## Exercise brief:
Restate each line of the listing exactly, without carrying over any pictures.

## Information provided:
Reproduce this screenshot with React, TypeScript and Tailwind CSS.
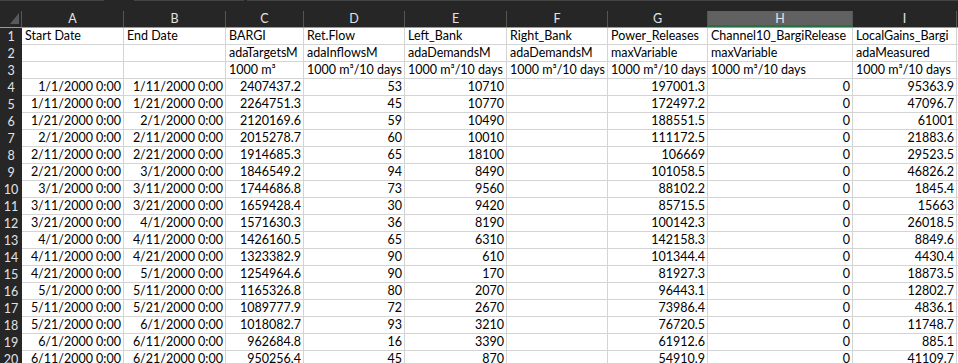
const COLS = ['A', 'B', 'C', 'D', 'E', 'F', 'G', 'H', 'I', '']

const WIDTHS = ['w-[102px]', 'w-[102px]', 'w-[78px]', 'w-[101px]', 'w-[102px]', 'w-[101px]', 'w-[100px]', 'w-[145px]', 'w-[104px]', 'w-[80px]']

const HEAD: string[][] = [
  ['Start Date', 'End Date', 'BARGI', 'Ret.Flow', 'Left_Bank', 'Right_Bank', 'Power_Releases', 'Channel10_BargiRelease', 'LocalGains_Bargi', ''],
  ['', '', 'adaTargetsM', 'adaInflowsM', 'adaDemandsM', 'adaDemandsM', 'maxVariable', 'maxVariable', 'adaMeasured', ''],
  ['', '', '1000 m³', '1000 m³/10 days', '1000 m³/10 days', '1000 m³/10 days', '1000 m³/10 days', '1000 m³/10 days', '1000 m³/10 days', ''],
]

const DATA: string[][] = [
  ['1/1/2000 0:00', '1/11/2000 0:00', '2407437.2', '53', '10710', '', '197001.3', '0', '95363.9', ''],
  ['1/11/2000 0:00', '1/21/2000 0:00', '2264751.3', '45', '10770', '', '172497.2', '0', '47096.7', ''],
  ['1/21/2000 0:00', '2/1/2000 0:00', '2120169.6', '59', '10490', '', '188551.5', '0', '61001', ''],
  ['2/1/2000 0:00', '2/11/2000 0:00', '2015278.7', '60', '10010', '', '111172.5', '0', '21883.6', ''],
  ['2/11/2000 0:00', '2/21/2000 0:00', '1914685.3', '65', '18100', '', '106669', '0', '29523.5', ''],
  ['2/21/2000 0:00', '3/1/2000 0:00', '1846549.2', '94', '8490', '', '101058.5', '0', '46826.2', ''],
  ['3/1/2000 0:00', '3/11/2000 0:00', '1744686.8', '73', '9560', '', '88102.2', '0', '1845.4', ''],
  ['3/11/2000 0:00', '3/21/2000 0:00', '1659428.4', '30', '9420', '', '85715.5', '0', '15663', ''],
  ['3/21/2000 0:00', '4/1/2000 0:00', '1571630.3', '36', '8190', '', '100142.3', '0', '26018.5', ''],
  ['4/1/2000 0:00', '4/11/2000 0:00', '1426160.5', '65', '6310', '', '142158.3', '0', '8849.6', ''],
  ['4/11/2000 0:00', '4/21/2000 0:00', '1323382.9', '90', '610', '', '101344.4', '0', '4430.4', ''],
  ['4/21/2000 0:00', '5/1/2000 0:00', '1254964.6', '90', '170', '', '81927.3', '0', '18873.5', ''],
  ['5/1/2000 0:00', '5/11/2000 0:00', '1165326.8', '80', '2070', '', '96443.1', '0', '12802.7', ''],
  ['5/11/2000 0:00', '5/21/2000 0:00', '1089777.9', '72', '2670', '', '73986.4', '0', '4836.1', ''],
  ['5/21/2000 0:00', '6/1/2000 0:00', '1018082.7', '93', '3210', '', '76720.5', '0', '11748.7', ''],
  ['6/1/2000 0:00', '6/11/2000 0:00', '962684.8', '16', '3390', '', '61912.6', '0', '885.1', ''],
  ['6/11/2000 0:00', '6/21/2000 0:00', '950256.4', '45', '870', '', '54910.9', '0', '41109.7', ''],
]

function RowNum({ n }: { n: number }) {
  return (
    <div className="w-[22px] shrink-0 h-[17px] bg-[#262626] text-[#e3e3e3] flex items-center justify-center leading-[16px]">
      {n}
    </div>
  )
}

function Row({ n, cells, right }: { n: number; cells: string[]; right: boolean }) {
  return (
    <div className="flex">
      <RowNum n={n} />
      {cells.map((c, i) => (
        <div key={i}
          className={`${WIDTHS[i]} shrink-0 h-[17px] border-r border-b border-[#d4d4d4] bg-white text-black leading-[16px] whitespace-nowrap overflow-hidden ${right ? 'text-right pr-[2px]' : 'text-left pl-[3px]'}`}
        >
          {c}
        </div>
      ))}
    </div>
  )
}

export default function App() {
  return (
    <div className="w-[958px] h-[363px] overflow-hidden bg-[#262626] text-[12.5px] select-none" style={{ fontFamily: 'Lato, "Liberation Sans", sans-serif' }}>
      {/* formula bar edge */}
      <div className="flex h-[11px]">
        <div className="w-[104px] border-t border-[#444]" />
        <div className="w-[30px]" />
        <div className="w-[110px] border-t border-[#444]" />
        <div className="w-[3px]" />
        <div className="flex-1 border-t border-[#444]" />
      </div>

      {/* column letters */}
      <div className="flex h-[17px] border-b border-[#9a9a9a]">
        <div className="w-[22px] shrink-0 relative border-r border-[#555]">
          <div className="absolute left-[10px] top-[2px] w-0 h-0 border-l-[9px] border-l-transparent border-b-[11px] border-b-[#595959]" />
        </div>
        {COLS.map((c, i) => (
          <div key={i}
            className={`${WIDTHS[i]} shrink-0 flex items-center justify-center text-[#e3e3e3] border-r border-[#555] ${c === 'H' ? 'bg-[#616161] border-b-2 border-b-[#217346] pt-[2px]' : ''}`}
          >
            {c}
          </div>
        ))}
      </div>

      {HEAD.map((r, i) => <Row key={i} n={i + 1} cells={r} right={false} />)}
      {DATA.map((r, i) => <Row key={i} n={i + 4} cells={r} right={true} />)}
    </div>
  )
}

## The result:
Reproduce this screenshot with React, TypeScript and Tailwind CSS.
const COLS = ['A', 'B', 'C', 'D', 'E', 'F', 'G', 'H', 'I', '']

const WIDTHS = ['w-[102px]', 'w-[102px]', 'w-[78px]', 'w-[101px]', 'w-[102px]', 'w-[101px]', 'w-[100px]', 'w-[145px]', 'w-[104px]', 'w-[80px]']

const HEAD: string[][] = [
  ['Start Date', 'End Date', 'BARGI', 'Ret.Flow', 'Left_Bank', 'Right_Bank', 'Power_Releases', 'Channel10_BargiRelease', 'LocalGains_Bargi', ''],
  ['', '', 'adaTargetsM', 'adaInflowsM', 'adaDemandsM', 'adaDemandsM', 'maxVariable', 'maxVariable', 'adaMeasured', ''],
  ['', '', '1000 m³', '1000 m³/10 days', '1000 m³/10 days', '1000 m³/10 days', '1000 m³/10 days', '1000 m³/10 days', '1000 m³/10 days', ''],
]

const DATA: string[][] = [
  ['1/1/2000 0:00', '1/11/2000 0:00', '2407437.2', '53', '10710', '', '197001.3', '0', '95363.9', ''],
  ['1/11/2000 0:00', '1/21/2000 0:00', '2264751.3', '45', '10770', '', '172497.2', '0', '47096.7', ''],
  ['1/21/2000 0:00', '2/1/2000 0:00', '2120169.6', '59', '10490', '', '188551.5', '0', '61001', ''],
  ['2/1/2000 0:00', '2/11/2000 0:00', '2015278.7', '60', '10010', '', '111172.5', '0', '21883.6', ''],
  ['2/11/2000 0:00', '2/21/2000 0:00', '1914685.3', '65', '18100', '', '106669', '0', '29523.5', ''],
  ['2/21/2000 0:00', '3/1/2000 0:00', '1846549.2', '94', '8490', '', '101058.5', '0', '46826.2', ''],
  ['3/1/2000 0:00', '3/11/2000 0:00', '1744686.8', '73', '9560', '', '88102.2', '0', '1845.4', ''],
  ['3/11/2000 0:00', '3/21/2000 0:00', '1659428.4', '30', '9420', '', '85715.5', '0', '15663', ''],
  ['3/21/2000 0:00', '4/1/2000 0:00', '1571630.3', '36', '8190', '', '100142.3', '0', '26018.5', ''],
  ['4/1/2000 0:00', '4/11/2000 0:00', '1426160.5', '65', '6310', '', '142158.3', '0', '8849.6', ''],
  ['4/11/2000 0:00', '4/21/2000 0:00', '1323382.9', '90', '610', '', '101344.4', '0', '4430.4', ''],
  ['4/21/2000 0:00', '5/1/2000 0:00', '1254964.6', '90', '170', '', '81927.3', '0', '18873.5', ''],
  ['5/1/2000 0:00', '5/11/2000 0:00', '1165326.8', '80', '2070', '', '96443.1', '0', '12802.7', ''],
  ['5/11/2000 0:00', '5/21/2000 0:00', '1089777.9', '72', '2670', '', '73986.4', '0', '4836.1', ''],
  ['5/21/2000 0:00', '6/1/2000 0:00', '1018082.7', '93', '3210', '', '76720.5', '0', '11748.7', ''],
  ['6/1/2000 0:00', '6/11/2000 0:00', '962684.8', '16', '3390', '', '61912.6', '0', '885.1', ''],
  ['6/11/2000 0:00', '6/21/2000 0:00', '950256.4', '45', '870', '', '54910.9', '0', '41109.7', ''],
]

function RowNum({ n }: { n: number }) {
  return (
    <div className="w-[22px] shrink-0 h-[17px] bg-[#262626] text-[#e3e3e3] flex items-center justify-center leading-[16px]">
      {n}
    </div>
  )
}

function Row({ n, cells, right }: { n: number; cells: string[]; right: boolean }) {
  return (
    <div className="flex">
      <RowNum n={n} />
      {cells.map((c, i) => (
        <div key={i}
          className={`${WIDTHS[i]} shrink-0 h-[17px] border-r border-b border-[#d4d4d4] bg-white text-black leading-[16px] whitespace-nowrap overflow-hidden ${right ? 'text-right pr-[2px]' : 'text-left pl-[3px]'}`}
        >
          {c}
        </div>
      ))}
    </div>
  )
}

export default function App() {
  return (
    <div className="w-[958px] h-[363px] overflow-hidden bg-[#262626] text-[12.5px] select-none" style={{ fontFamily: 'Lato, "Liberation Sans", sans-serif' }}>
      {/* formula bar edge */}
      <div className="flex h-[11px]">
        <div className="w-[104px] border-t border-[#444]" />
        <div className="w-[30px]" />
        <div className="w-[110px] border-t border-[#444]" />
        <div className="w-[3px]" />
        <div className="flex-1 border-t border-[#444]" />
      </div>

      {/* column letters */}
      <div className="flex h-[17px] border-b border-[#9a9a9a]">
        <div className="w-[22px] shrink-0 relative border-r border-[#555]">
          <div className="absolute left-[10px] top-[2px] w-0 h-0 border-l-[9px] border-l-transparent border-b-[11px] border-b-[#595959]" />
        </div>
        {COLS.map((c, i) => (
          <div key={i}
            className={`${WIDTHS[i]} shrink-0 flex items-center justify-center text-[#e3e3e3] border-r border-[#555] ${c === 'H' ? 'bg-[#616161] border-b-2 border-b-[#217346] pt-[2px]' : ''}`}
          >
            {c}
          </div>
        ))}
      </div>

      {HEAD.map((r, i) => <Row key={i} n={i + 1} cells={r} right={false} />)}
      {DATA.map((r, i) => <Row key={i} n={i + 4} cells={r} right={true} />)}
    </div>
  )
}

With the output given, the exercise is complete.